Your editorial's point is exactly the basis of the world's real problem with Islam — we just don't want to be blown up, so we'll just shut up and put up.
Remember when CNN broadcast the Palestinian reaction to the Sept. 11 attacks? Most people won't, because it was shown briefly and never repeated, unlike everything else about that tragic day.
The apologies that are quickly doled out after some in the Muslim and Arab world claim to be insulted makes it look like we do fear fear itself.
But now that even the pope has been forced to back down, my question is: Now what?
Michele Solomon Fryncko
New Kensington, Pa.
Lauding the Intermarried: It's the Right Thing to Do
We believe that a key to the growth and vitality of the Jewish community is interfaith families deciding to raise their children Jewish.
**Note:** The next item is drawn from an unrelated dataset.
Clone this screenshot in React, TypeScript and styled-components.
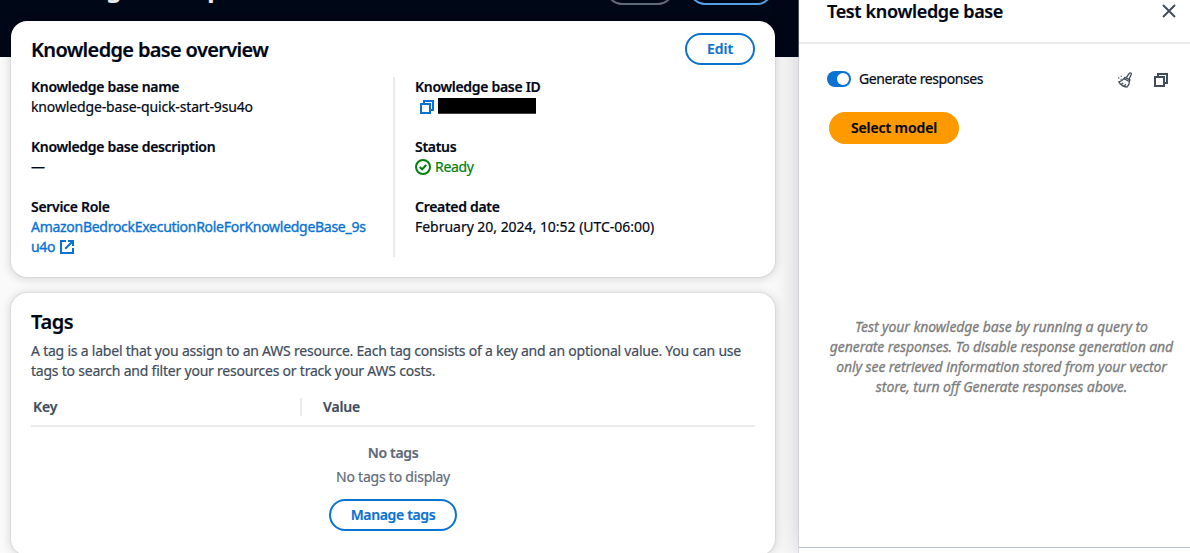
import React from "react";
import styled, { createGlobalStyle } from "styled-components";

const GlobalStyle = createGlobalStyle`
  * { box-sizing: border-box; }
  body {
    margin: 0;
    overflow: hidden;
    background: #fff;
    color: #000716;
    font: 400 14px/20px "Noto Sans", "Open Sans", sans-serif;
    -webkit-text-stroke: 0.2px;
  }
  h1, h2, p, dl, dt, dd { margin: 0; }
`;

const Shell = styled.div`
  display: flex;
  width: 1190px;
  height: 553px;
  overflow: hidden;
`;

const Main = styled.main`
  width: 799px;
  flex: none;
  background: #fafafa;
`;

const Banner = styled.header`
  display: flex;
  justify-content: space-between;
  align-items: flex-start;
  height: 57px;
  padding: 0 26px 0 11px;
  background: #000716;
`;

const PageTitle = styled.h1`
  margin-top: -27px;
  font-size: 24px;
  line-height: 30px;
  font-weight: 700;
  letter-spacing: -0.98px;
  color: #e9ebed;
`;

const BannerActions = styled.div`
  display: flex;
  gap: 15px;
  margin-top: -27px;
`;

const BannerButton = styled.span<{ $width: number; $color: string }>`
  width: ${(p) => p.$width}px;
  height: 32px;
  border: 2px solid ${(p) => p.$color};
  border-radius: 20px;
`;

const Cards = styled.div`
  display: flex;
  flex-direction: column;
  gap: 16px;
  margin: -36px 24px 0 11px;
`;

const Card = styled.section<{ $height: number }>`
  height: ${(p) => p.$height}px;
  padding: 12px 20px 20px;
  border-radius: 16px;
  background: #fff;
  box-shadow: 0 0 1px 1px rgba(0, 7, 22, 0.06), 0 1px 8px 2px rgba(0, 7, 22, 0.12);
`;

const CardHeader = styled.div`
  display: flex;
  justify-content: space-between;
  align-items: center;
  height: 32px;
`;

const Heading = styled.h2<{ $tracking?: number }>`
  font-size: 20px;
  line-height: 24px;
  font-weight: 600;
  letter-spacing: ${(p) => p.$tracking ?? -0.66}px;
`;

const CardTitle = styled(Heading)`
  padding-top: 2px;
`;

const OutlineButton = styled.button<{ $width: number; $tracking?: number }>`
  width: ${(p) => p.$width}px;
  height: 32px;
  padding: 0;
  border: 2px solid #0972d3;
  border-radius: 20px;
  background: #fff;
  color: #0972d3;
  font: inherit;
  font-weight: 600;
  letter-spacing: ${(p) => p.$tracking ?? 0}px;
`;

const Columns = styled.div`
  display: grid;
  grid-template-columns: 362px 1fr;
  margin-top: 12px;
`;

const Details = styled.dl<{ $divided?: boolean }>`
  display: flex;
  flex-direction: column;
  gap: 20px;
  height: 180px;
  ${(p) => p.$divided && "padding-left: 20px; border-left: 2px solid #e9ebed;"}
`;

const Label = styled.dt<{ $tracking?: number }>`
  font-weight: 600;
  letter-spacing: ${(p) => p.$tracking ?? -0.3}px;
`;

const Value = styled.dd<{ $tracking?: number }>`
  display: flex;
  align-items: center;
  height: 20px;
  letter-spacing: ${(p) => p.$tracking ?? 0}px;
`;

const RoleLink = styled.dd`
  width: 340px;
  color: #0972d3;
  letter-spacing: -0.28px;
  -webkit-text-stroke: 0.35px;
  svg { margin-left: 5px; vertical-align: -2px; }
`;

const IdValue = styled(Value)`
  gap: 4px;
  padding-left: 5px;
`;

const Redacted = styled.span`
  width: 98px;
  height: 16px;
  margin-top: -2px;
  background: #000;
  border-bottom: 1px solid #444;
`;

const Ready = styled(Value)`
  gap: 4px;
  color: #037f0c;
`;

const Description = styled.p`
  margin-top: 4px;
  color: #414d5c;
  letter-spacing: -0.219px;
  white-space: nowrap;
`;

const TagsHead = styled.div`
  display: grid;
  grid-template-columns: 271px 1fr;
  align-items: center;
  height: 38px;
  margin-top: 8px;
  border-bottom: 2px solid #e9ebed;
  color: #414d5c;
  font-weight: 600;
  letter-spacing: -0.15px;
`;

const HeadCell = styled.span<{ $divider?: boolean }>`
  height: 18px;
  line-height: 18px;
  padding-left: 2px;
  ${(p) => p.$divider && "padding-left: 21px; margin-left: -2px; border-left: 2px solid #e9ebed;"}
`;

const EmptyState = styled.div`
  display: flex;
  flex-direction: column;
  align-items: center;
  padding-top: 16px;
  color: #5f6b7a;
`;

const EmptyTitle = styled.p`
  font-weight: 600;
  letter-spacing: -0.35px;
`;

const EmptyText = styled.p`
  margin: 4px 0 12px;
  letter-spacing: -0.22px;
`;

const Panel = styled.aside`
  position: relative;
  display: flex;
  flex-direction: column;
  flex: 1;
  background: #fff;
  box-shadow: -1px 0 0 rgba(182, 190, 201, 0.4), 0 0 28px rgba(0, 7, 22, 0.2);
`;

const PanelHeader = styled.div`
  display: flex;
  justify-content: space-between;
  height: 44px;
  padding: 0 13px 0 28px;
  border-bottom: 2px solid #e9ebed;
`;

const PanelTitle = styled(Heading)`
  font-size: 18px;
  line-height: 22px;
`;

const CloseIcon = styled.svg`
  margin-top: 3px;
`;

const PanelBody = styled.div`
  display: flex;
  flex-direction: column;
  flex: 1;
  padding-top: 25px;
`;

const ToolRow = styled.div`
  display: flex;
  align-items: center;
  height: 20px;
  padding: 0 22px 0 28px;
`;

const Toggle = styled.span`
  display: flex;
  justify-content: flex-end;
  align-items: center;
  width: 24px;
  height: 16px;
  margin-right: 8px;
  padding-right: 2px;
  border-radius: 8px;
  background: #0972d3;
`;

const Knob = styled.span`
  width: 12px;
  height: 12px;
  border-radius: 50%;
  background: #fff;
`;

const ToggleLabel = styled.span`
  flex: 1;
  letter-spacing: -0.43px;
`;

const ToolIcons = styled.div`
  display: flex;
  align-items: center;
  gap: 21px;
  padding-top: 2px;
`;

const PrimaryButton = styled.button`
  width: 130px;
  height: 32px;
  margin: 23px 0 0 30px;
  padding: 0;
  border: 0;
  border-radius: 20px;
  background: #ff9900;
  color: #000716;
  font: inherit;
  font-weight: 600;
  letter-spacing: -0.1px;
`;

const Hint = styled.p`
  margin-top: 173px;
  padding-left: 14px;
  color: #7d7d7d;
  font-style: italic;
  text-align: center;
  letter-spacing: -0.08px;
  -webkit-text-stroke: 0.3px;
`;

const PanelFooter = styled.div`
  height: 6px;
  border-top: 1px solid #b6bec9;
`;

const CopyIcon = ({ color }: { color: string }) => (
  <svg width="14" height="14" viewBox="0 0 14 14" fill="none" stroke={color} strokeWidth="2">
    <path d="M1 4h9v9H1z M4 4V1h9v9h-3" />
  </svg>
);

const ExternalIcon = () => (
  <svg width="14" height="14" viewBox="0 0 14 14" fill="none" stroke="#0972d3" strokeWidth="2">
    <path d="M6 1H1v12h12V8 M8 1h5v5 M13 1L5.2 8.8" />
  </svg>
);

const CheckIcon = () => (
  <svg width="16" height="16" viewBox="0 0 16 16" fill="none" stroke="#037f0c" strokeWidth="2">
    <circle cx="8" cy="8" r="7" />
    <path d="M4.7 8l2.4 2.3 4.2-4.3" />
  </svg>
);

const BroomIcon = () => (
  <svg width="16" height="16" viewBox="0 0 16 16" fill="none" stroke="#414d5c" strokeWidth="1.3" strokeLinejoin="round">
    <path d="M9.3 5.7L12.2 1.3c.8-1 2.5-.2 2.1 1L12.1 7" />
    <path d="M8 5.3l5 2.5-.6 1.7-5.6-2.8z" />
    <path d="M6.8 6.7C5.6 8.6 4 9.5 1.8 9.9c1.4 2.6 4.2 4.7 8.2 5.2 1.6-1.3 2.4-3.2 2.4-5.6" />
    <path d="M4.4 12.6l1.8-1.5 M7.3 14.3l1.4-2.1" />
    <path d="M1.2 5.9h1.2 M3.7 4.3h1 M3.6 7.5h1" />
  </svg>
);

export default function App() {
  return (
    <>
      <GlobalStyle />
      <Shell>
        <Main>
          <Banner>
            <PageTitle>knowledge-base-quick-start-9su4o</PageTitle>
            <BannerActions>
              <BannerButton $width={68} $color="#5f6b7a" />
              <BannerButton $width={84} $color="#539fe5" />
            </BannerActions>
          </Banner>
          <Cards>
            <Card $height={256}>
              <CardHeader>
                <CardTitle>Knowledge base overview</CardTitle>
                <OutlineButton $width={70}>Edit</OutlineButton>
              </CardHeader>
              <Columns>
                <Details>
                  <div>
                    <Label>Knowledge base name</Label>
                    <Value $tracking={-0.14}>knowledge-base-quick-start-9su4o</Value>
                  </div>
                  <div>
                    <Label>Knowledge base description</Label>
                    <Value>—</Value>
                  </div>
                  <div>
                    <Label>Service Role</Label>
                    <RoleLink>
                      AmazonBedrockExecutionRoleForKnowledgeBase_9s<br />u4o
                      <ExternalIcon />
                    </RoleLink>
                  </div>
                </Details>
                <Details $divided>
                  <div>
                    <Label>Knowledge base ID</Label>
                    <IdValue><CopyIcon color="#0972d3" /><Redacted /></IdValue>
                  </div>
                  <div>
                    <Label>Status</Label>
                    <Ready $tracking={-0.3}><CheckIcon />Ready</Ready>
                  </div>
                  <div>
                    <Label>Created date</Label>
                    <Value $tracking={-0.03}>February 20, 2024, 10:52 (UTC-06:00)</Value>
                  </div>
                </Details>
              </Columns>
            </Card>
            <Card $height={262}>
              <CardHeader>
                <CardTitle $tracking={-0.4}>Tags</CardTitle>
              </CardHeader>
              <Description>
                A tag is a label that you assign to an AWS resource. Each tag consists of a key and an optional value. You can use
                <br />
                tags to search and filter your resources or track your AWS costs.
              </Description>
              <TagsHead>
                <HeadCell>Key</HeadCell>
                <HeadCell $divider>Value</HeadCell>
              </TagsHead>
              <EmptyState>
                <EmptyTitle>No tags</EmptyTitle>
                <EmptyText>No tags to display</EmptyText>
                <OutlineButton $width={128} $tracking={-0.35}>Manage tags</OutlineButton>
              </EmptyState>
            </Card>
          </Cards>
        </Main>
        <Panel>
          <PanelHeader>
            <PanelTitle $tracking={-0.35}>Test knowledge base</PanelTitle>
            <CloseIcon width="16" height="16" viewBox="0 0 16 16" fill="none" stroke="#414d5c" strokeWidth="2">
              <path d="M2 2l12 12M14 2L2 14" />
            </CloseIcon>
          </PanelHeader>
          <PanelBody>
            <ToolRow>
              <Toggle><Knob /></Toggle>
              <ToggleLabel>Generate responses</ToggleLabel>
              <ToolIcons>
                <BroomIcon />
                <CopyIcon color="#414d5c" />
              </ToolIcons>
            </ToolRow>
            <PrimaryButton>Select model</PrimaryButton>
            <Hint>
              Test your knowledge base by running a query to<br />
              generate responses. To disable response generation and<br />
              only see retrieved information stored from your vector<br />
              store, turn off Generate responses above.
            </Hint>
          </PanelBody>
          <PanelFooter />
        </Panel>
      </Shell>
    </>
  );
}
But for interfaith families to make this choice, they need to be encouraged, welcomed and even occasionally thanked.
That's why it was so wonderful to read about honoring non-Jews during High Holiday services (Cover story: "The Way to the Bimah," Sept. 21).
Non-Jews who decide to embrace the Jewish community and raise their children as Jewish are making a significant personal choice; they are choosing to sacrifice the passing on of their own religion for the sake of their partner's religion, and for the sake of the Jewish community at large.
As Rabbi Eric Yoffie, president of the Union for Reform Judaism, has said and written numerous times, they are "heroes" of Jewish life. It is great to see that a growing number of congregations throughout the country agree with him.
Online managing editor
President and publisher
Newton Upper Falls, Mass.
FDR Policies Kept Jews Out of the United States
In reviewing a new book about Czech Jews trying to flee Hitler in the late 1930s, Robert Leiter describes their "frantic search for an escape hatch," and quotes the work's compilers concerning the extreme difficulty their relatives encountered trying to reach American shores because of the quota system (Books & Writers: " 'New and Extraordinary Circumstances,' " Sept. 7).
The horrific irony, however, is that even the existing quotas were almost never filled, as it was the Roosevelt administration's policy to "postpone and postpone and postpone" (in the words of one senior State Department official) granting visas to would-be immigrants.
During the years that the Nazis were slaughtering European Jews (1941-1945), nearly 190,000 quota places from Axis-controlled countries sat unused. Thus, 190,000 lives could have been saved without liberalizing the immigration quotas in the slightest had the president shown even a minimal amount of humanitarian interest in their plight.